While I will post about 5 graphs for this experiment, I have hundreds and have done many different EPPs and on and on ...
Comment 15 Doug Smythies 2020-12-29 19:36:10 UTC
Created attachment 294401 [details]
step function system response - detail A
Comment 16 Doug Smythies 2020-12-29 19:37:26 UTC
Created attachment 294403 [details]
step function system response - detail B
Comment 17 Doug Smythies 2020-12-29 19:39:18 UTC
Created attachment 294405 [details]
step function system response - detail B-1
Comment 18 Doug Smythies 2020-12-29 19:40:49 UTC
Created attachment 294407 [details]
step function system response - detail B-2
Comment 19 Doug Smythies 2021-01-02 17:23:02 UTC
Created attachment 294469 [details]
step function system response - idle state 2 disabled

1552 test runs with idle state 2 disabled, no failures.
Comment 20 Doug Smythies 2021-01-16 22:29:58 UTC
Created attachment 294685 [details]
a set of tools for an automated test

At this point, I have provided 3 different methods that reveal the same HWP issue. Herein, tools are provided to perform an automated quick test to answer the question "does my processor have this HWP issue?"

The motivation for this automation is to make it easier to test other HWP capable Intel processors. Until now the other methods for manifesting the issue have required "tweeking", and have probabilities of occurrence even lower than 0.01%, requiring unbearably long testing times (many hours) in order to acquire enough data to be statistically valid. Typically, this test provides PASS/FAIL results in about 5 minutes.

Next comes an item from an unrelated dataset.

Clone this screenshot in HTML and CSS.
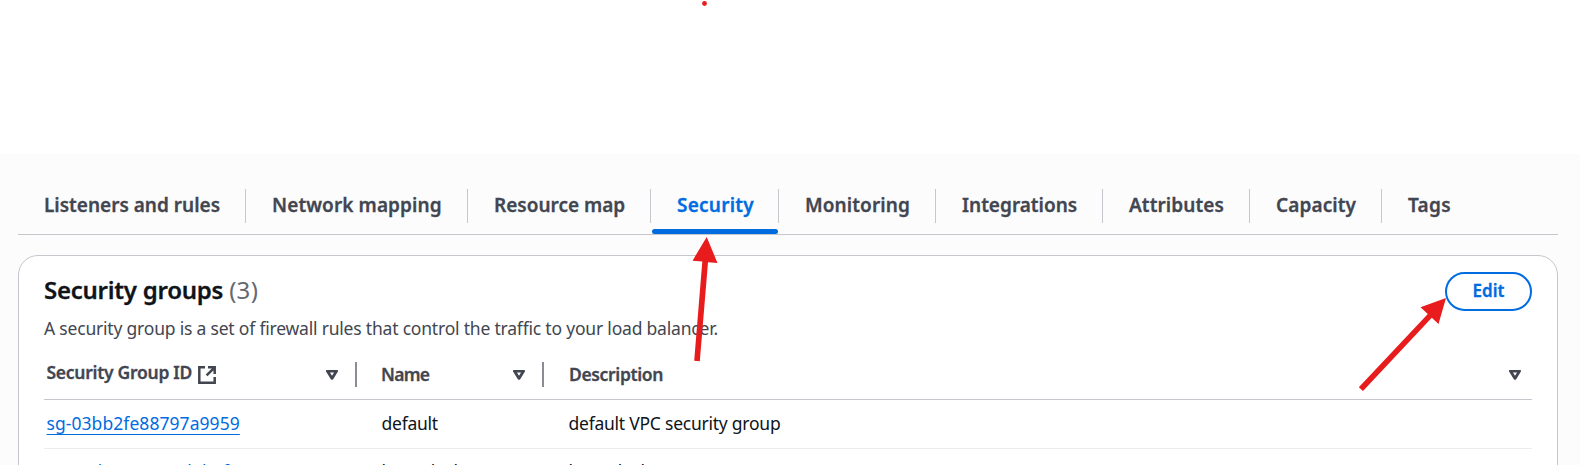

The test changes idle state enabled/disabled status, requiring root rights to do so. The scale for the fixed workpacket periodic workflow is both arbitrary and different between processors. The test runs in two steps: The first finds the operating point for the test (i.e. it does the "tweeking" automatically); The second does the actual tests one without idle state 2 and one with only idle state 2 (recall that the issue is linked with the use of idle state 2). Forcing idle state 2 greatly increases the probability of the issue occurring. While this test has been created specifically for the intel_pstate CPU frequency scaling driver with HWP enabled and the powersave governor, it doesn't check. Therefore one way to test the test is to try it with HWP disabled.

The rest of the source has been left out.